Toen ik mijn eerste echte baan had, woonde ik in Heemstede en mijn verloofde (ja, dit is allemaal al lang geleden) woonde bij haar ouders in Den Haag, waar ik vaak een weekend doorbracht. Iemand bood me een tweedehands Mobylette aan, als ik het me goed herinner voor 175 gulden, iets minder dan mijn maandsalaris in die tijd. De brommer was weinig gebruikt en goed onderhouden, werd me verzekerd, dus het was eigenlijk een koopje. Ik denk dat het de eerste keer was dat ik er op een vrijdagavond mee naar Den Haag reed. Af en toe hield het motortje er ineens mee op. Na een tijdje wachten en een stukje lopen met het zware ding aan de hand kreeg ik hem weer aan de praat, maar niet voor lang. Toen het later begon te worden en de twijfel groeide of ik brommend Den Haag zou halen, besloot ik te proberen mijn Mobylette bij een reparateur achter te laten. Hij schroefde de uitlaat van de cylinderkop en toen we naar binnen keken, zagen we geen mooi glimmend zuigertje, maar een roetzwarte koek die de cylinder bijna geheel afsloot. Goed onderhouden?
Inmiddels ontwikkelde de bromfiets zich steeds verder. Soms moest je goed kijken om te kunnen zien of het een brommer was of in feite een lichte motorfiets. Je kreeg de categorie van de snelbrommer die niet alleen harder reed, maar ook meer geluid maakte. Een journalist van toen nog de Nieuwe Rotterdamse Courant schreef voor mij geschiedenis toen hij de term snelsnerper introduceerde. Geen ander woord heeft voor mij zo treffend het geluid laten klinken dat het omschreef.
De grotere brommers werden mode-artikelen. Sommige jongeren wilden alleen op een Puch worden gezien, vaak met een torenhoog stuur. Anderen zwoeren bij Kreidler, Tomos of Zündapp. Terwijl de bromfiets aanvankelijk vooral in trek was bij werkende volwassenen die zich geen auto konden permitteren werd het naderhand meer een statussymbool voor jongeren.
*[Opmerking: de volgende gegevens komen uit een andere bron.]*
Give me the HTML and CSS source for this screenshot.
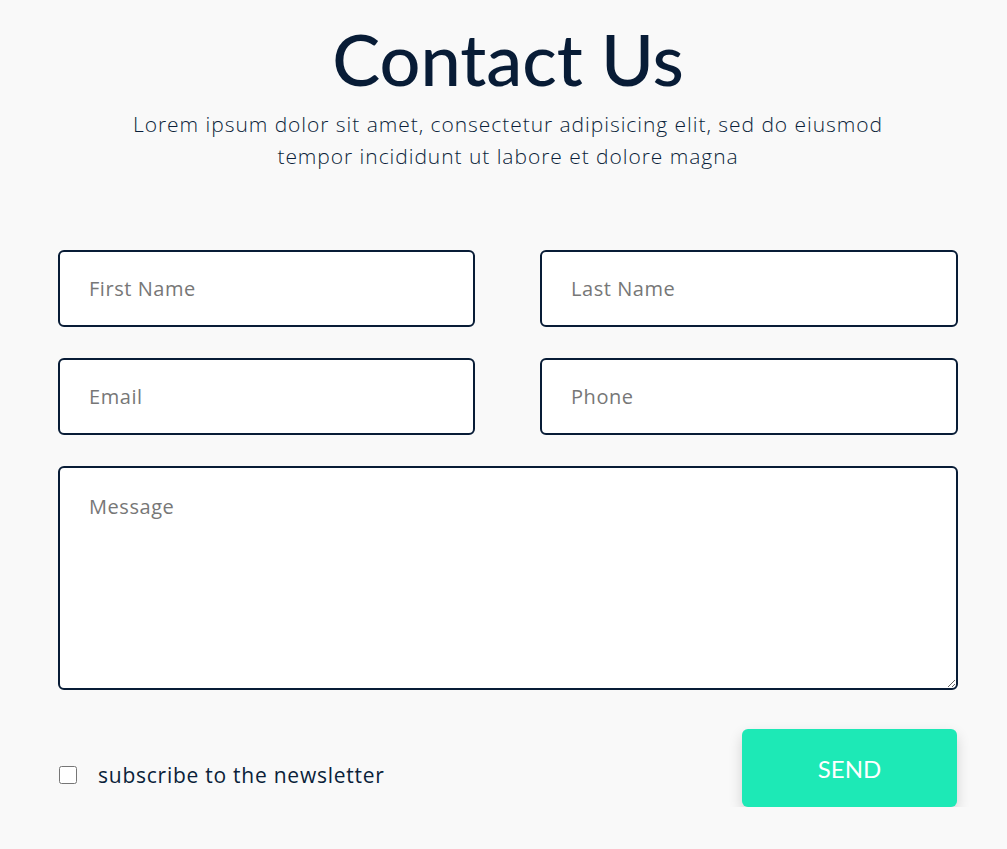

Zelf koesterde ik een tijdje zoete herinneringen aan de hulp die ik ongevraagd van brommers kreeg. Mijn eerste liefde woonde in Roermond, op 26 kilometer van Sittard. ‘s Zondags zocht ik haar vaak op, op mijn eerste, wat wrakke fiets. ‘s Avonds op de terugweg vormden fietsers soms zwijgende groepjes, als Elfstedentochtschaatsers, om zich aan elkaar op te trekken. Kwam er een brommer langs, dan probeerde je als fietser even aan te klampen, flink snelheid te maken om de rit wat te bekorten. Zo legden we de weg als het ware af in sprongen.
Het grappige is dat als ik aan de eerste jaren van de brommer denk, ik steeds twee mensen voor me zie, net zoals die twee eerder genoemde merken steeds bij me opkomen. Meester Meijering, het hoofd van de Gustav Hoefferschool, die op zijn fiets met Mosquitomotor soms gevaarlijk schuin door de bocht ging. En mijn priesterleraar Menten, leraar Grieks, die ’s zondags langs ons huis reed op naar ik meen zijn Berini, om in zijn geboortedorp in het Maasdal (Grevenbicht, Obbicht, Born, Buchten, Holtum?) de mis te gaan lezen.